* [Data lines]
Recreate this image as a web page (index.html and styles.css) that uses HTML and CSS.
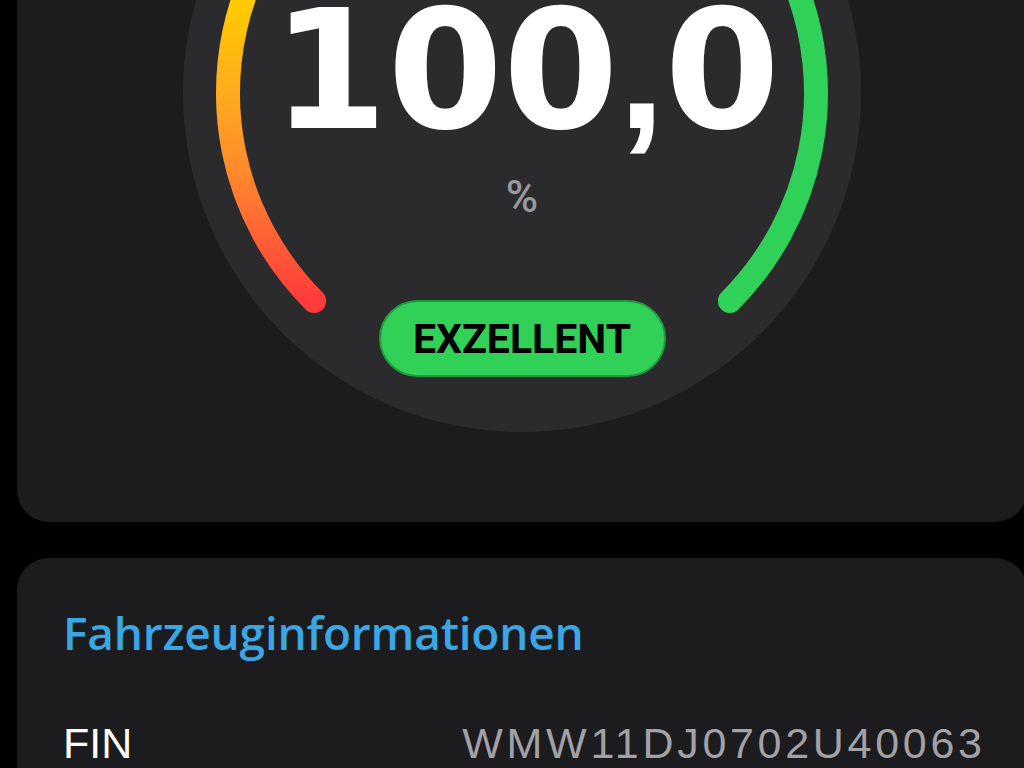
FILE: index.html
```html
<!DOCTYPE html>
<html lang="de">
<head>
    <meta charset="UTF-8">
    <meta name="viewport" content="width=device-width, initial-scale=1.0">
    <title>Batteriezustand</title>
    <link rel="stylesheet" href="styles.css">
</head>
<body>

    <div class="screen">
        <!-- Score card -->
        <div class="card score-card">
            <div class="dial">
                <svg class="dial-arc" viewBox="0 0 678 678" width="678" height="678">
                    <defs>
                        <linearGradient id="arcLeft" gradientUnits="userSpaceOnUse" x1="0" y1="547" x2="0" y2="45">
                            <stop offset="0" stop-color="#ff3b3b"/>
                            <stop offset="0.14" stop-color="#ff6535"/>
                            <stop offset="0.26" stop-color="#ff8a2c"/>
                            <stop offset="0.40" stop-color="#ffa820"/>
                            <stop offset="0.60" stop-color="#ffcc00"/>
                            <stop offset="1" stop-color="#c6d82e"/>
                        </linearGradient>
                        <linearGradient id="arcRight" gradientUnits="userSpaceOnUse" x1="0" y1="45" x2="0" y2="547">
                            <stop offset="0" stop-color="#b5d63a"/>
                            <stop offset="0.35" stop-color="#30d158"/>
                            <stop offset="1" stop-color="#30d158"/>
                        </linearGradient>
                    </defs>
                    <path d="M131.1 546.9 A294 294 0 0 1 339 45" fill="none" stroke="url(#arcLeft)" stroke-width="24" stroke-linecap="round"/>
                    <path d="M339 45 A294 294 0 0 1 546.9 546.9" fill="none" stroke="url(#arcRight)" stroke-width="24" stroke-linecap="round"/>
                </svg>
                <div class="value">100<span class="comma">,</span>0</div>
                <div class="unit">%</div>
                <div class="badge">EXZELLENT</div>
            </div>
        </div>

        <!-- Vehicle info -->
        <div class="card info-card">
            <h2>Fahrzeuginformationen</h2>
            <div class="row">
                <span class="label">FIN</span>
                <span class="data">WMW11DJ0702U40063</span>
            </div>
        </div>
    </div>

</body>
</html>
```

FILE: styles.css
```css
html, body {
    overflow: hidden;
}
body {
    margin: 0;
    background-color: #000;
    font-family: "Liberation Sans", Arial, sans-serif;
    color: #fff;
}
.screen {
    padding-left: 17px;
}
.card {
    background: #1c1c1e;
    border-radius: 32px;
    margin-right: -3px;
}
.score-card {
    margin-top: -276px;
    padding: 30px 0 90px;
}
.dial {
    position: relative;
    width: 678px;
    height: 678px;
    margin: 0 auto;
    padding-top: 252px;
    box-sizing: border-box;
    border-radius: 50%;
    background: radial-gradient(circle, #2b2b2d 88%, #323234 100%);
    display: flex;
    flex-direction: column;
    align-items: center;
}
.dial-arc {
    position: absolute;
    left: 0;
    top: 0;
}
.value {
    position: relative;
    font-family: "DejaVu Sans", sans-serif;
    font-weight: bold;
    font-size: 166px;
    line-height: 130px;
    white-space: nowrap;
    padding-left: 8px;
}
.comma {
    font-family: "Liberation Sans", sans-serif;
}
.unit {
    position: relative;
    margin-top: 39px;
    font-family: Roboto, sans-serif;
    font-weight: 500;
    font-size: 44px;
    line-height: 1;
    color: #98989e;
}
.badge {
    position: relative;
    margin-top: 81px;
    width: 287px;
    height: 77px;
    box-sizing: border-box;
    border: 2px solid #1f9a3e;
    border-radius: 39px;
    background: #31d158;
    color: #000;
    font-family: Roboto, sans-serif;
    font-weight: bold;
    font-size: 41px;
    display: flex;
    align-items: center;
    justify-content: center;
}
.info-card {
    margin-top: 36px;
    padding: 51px 45px 60px 46px;
}
.info-card h2 {
    margin: 0;
    font-family: "Open Sans", sans-serif;
    font-weight: 600;
    font-size: 46px;
    line-height: 1;
    letter-spacing: -0.2px;
    color: #3aa6e4;
}
.row {
    display: flex;
    justify-content: space-between;
    align-items: baseline;
    margin-top: 67px;
    font-size: 43px;
    line-height: 1;
}
.data {
    color: #a1a1a6;
    letter-spacing: 3.7px;
    margin-right: -3.7px;
}
```
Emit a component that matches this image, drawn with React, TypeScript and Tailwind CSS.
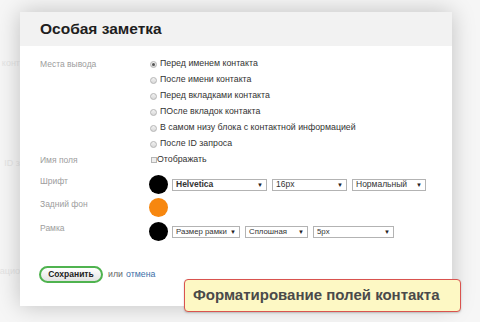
import React from "react";

const POSITIONS = [
  "Перед именем контакта",
  "После имени контакта",
  "Перед вкладками контакта",
  "ПОсле вкладок контакта",
  "В самом низу блока с контактной информацией",
  "После ID запроса",
];

function Radio({ checked }: { checked?: boolean }) {
  return (
    <span className="w-[7px] h-[7px] rounded-full border border-[#b5b5b5] bg-gradient-to-b from-[#f2f2f2] to-[#d9d9d9] flex items-center justify-center mr-[3px]">
      {checked && <span className="w-[3px] h-[3px] rounded-full bg-[#555]" />}
    </span>
  );
}

function Select({
  value,
  width,
  bold,
  small,
}: {
  value: string;
  width: string;
  bold?: boolean;
  small?: boolean;
}) {
  return (
    <div
      className={`${width} h-[12px] border border-[#b3b3b3] bg-white flex items-center justify-between pl-[3px] pr-[3px] text-[#333] leading-none whitespace-nowrap ${
        small ? "text-[7.8px]" : "text-[8.5px]"
      } ${bold ? "font-bold" : ""}`}
    >
      <span>{value}</span>
      <span className="text-[6px] text-[#222]">▼</span>
    </div>
  );
}

function Label({ children }: { children: React.ReactNode }) {
  return (
    <div className="w-[109px] shrink-0 text-[8.5px] text-[#9d9d9d] leading-[12px]">
      {children}
    </div>
  );
}

export default function App() {
  return (
    <div
      className="relative w-[480px] h-[322px] overflow-hidden bg-[#f6f6f6] flex"
      style={{ fontFamily: '"Liberation Sans", Arial, sans-serif' }}
    >
      <div className="w-[20px] shrink-0 overflow-hidden text-[9px] text-[#e4e4e4] whitespace-nowrap flex flex-col items-end">
        <div className="mt-[57px]">конт</div>
        <div className="mt-[86px]">ID з</div>
        <div className="mt-[95px]">ацио</div>
      </div>

      <div className="mt-[12px] w-[432px] h-[294px] bg-white shadow-[0_0_22px_rgba(0,0,0,0.22)] flex flex-col">
        <div className="h-[34px] bg-[#f2f2f2] flex items-center pl-[20px]">
          <h1 className="text-[15.5px] font-bold text-[#1e1e1e] leading-none">
            Особая заметка
          </h1>
        </div>

        <div className="pl-[20px] pt-[10px] flex flex-col">
          <div className="flex">
            <Label>
              <div className="mt-[2px]">Места вывода</div>
            </Label>
            <div className="flex flex-col">
              {POSITIONS.map((p, i) => (
                <div
                  key={p}
                  className="h-[16px] flex items-center text-[8.8px] text-[#333] pl-[1px] whitespace-nowrap"
                >
                  <Radio checked={i === 0} />
                  {p}
                </div>
              ))}
            </div>
          </div>

          <div className="flex h-[16px] items-center">
            <Label>Имя поля</Label>
            <div className="flex items-center text-[8.8px] text-[#333] pl-[2px]">
              <span className="w-[6px] h-[6px] border border-[#b5b5b5] bg-[#eee]" />
              Отображать
            </div>
          </div>

          <div className="flex mt-[7px]">
            <Label>Шрифт</Label>
            <div className="flex items-center gap-[5px]">
              <span className="w-[19px] h-[19px] rounded-full bg-black mr-[-1px]" />
              <Select value="Helvetica" width="w-[95px]" bold />
              <Select value="16px" width="w-[75px]" />
              <Select value="Нормальный" width="w-[74px]" />
            </div>
          </div>

          <div className="flex mt-[4px]">
            <Label>Задний фон</Label>
            <span className="w-[19px] h-[19px] rounded-full bg-[#f7870f]" />
          </div>

          <div className="flex mt-[5px]">
            <Label>Рамка</Label>
            <div className="flex items-center gap-[5px]">
              <span className="w-[19px] h-[19px] rounded-full bg-black mr-[-1px]" />
              <Select value="Размер рамки" width="w-[68px]" small />
              <Select value="Сплошная" width="w-[63px]" small />
              <Select value="5px" width="w-[81px]" small />
            </div>
          </div>

          <div className="flex items-center mt-[25px] ml-[-1px] text-[8.8px]">
            <button className="w-[64px] h-[17px] rounded-full border-2 border-[#4fb34f] bg-gradient-to-b from-white to-[#e3e3e3] text-[8.5px] font-bold text-[#222] leading-none">
              Сохранить
            </button>
            <span className="ml-[5px] text-[#666]">или</span>
            <span className="ml-[3px] text-[#3d6fa8]">отмена</span>
          </div>
        </div>
      </div>

      <div className="absolute left-[184px] top-[279px] w-[277px] h-[33px] rounded-[4px] border-[1.5px] border-[#d9534f] bg-[#fdf8c4] flex items-center pl-[8px] text-[15px] font-bold text-[#4a4a4a] shadow-[0_1px_2px_rgba(0,0,0,0.2)] whitespace-nowrap">
        Форматирование полей контакта
      </div>
    </div>
  );
}
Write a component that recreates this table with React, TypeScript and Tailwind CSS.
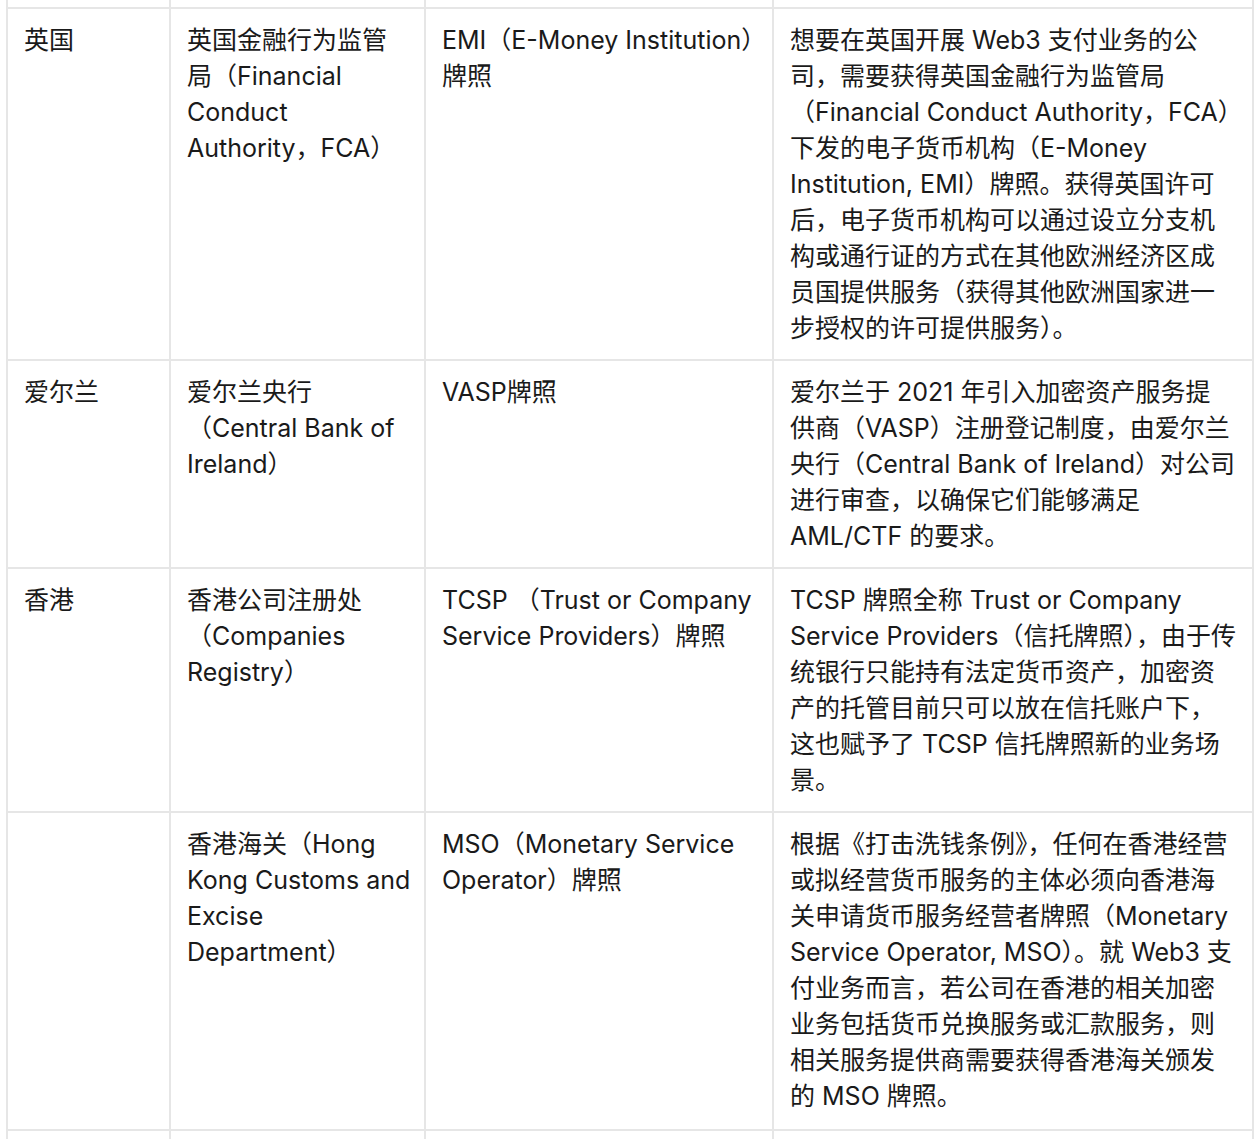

* [Work required] Find each line that has the word "React", then copy it out.

* [Reply to the exercise]
Emit a component that matches this image, drawn with React, TypeScript and Tailwind CSS.
import React from "react";
function Label({ children }: { children: React.ReactNode }) {
Write a component that recreates this table with React, TypeScript and Tailwind CSS.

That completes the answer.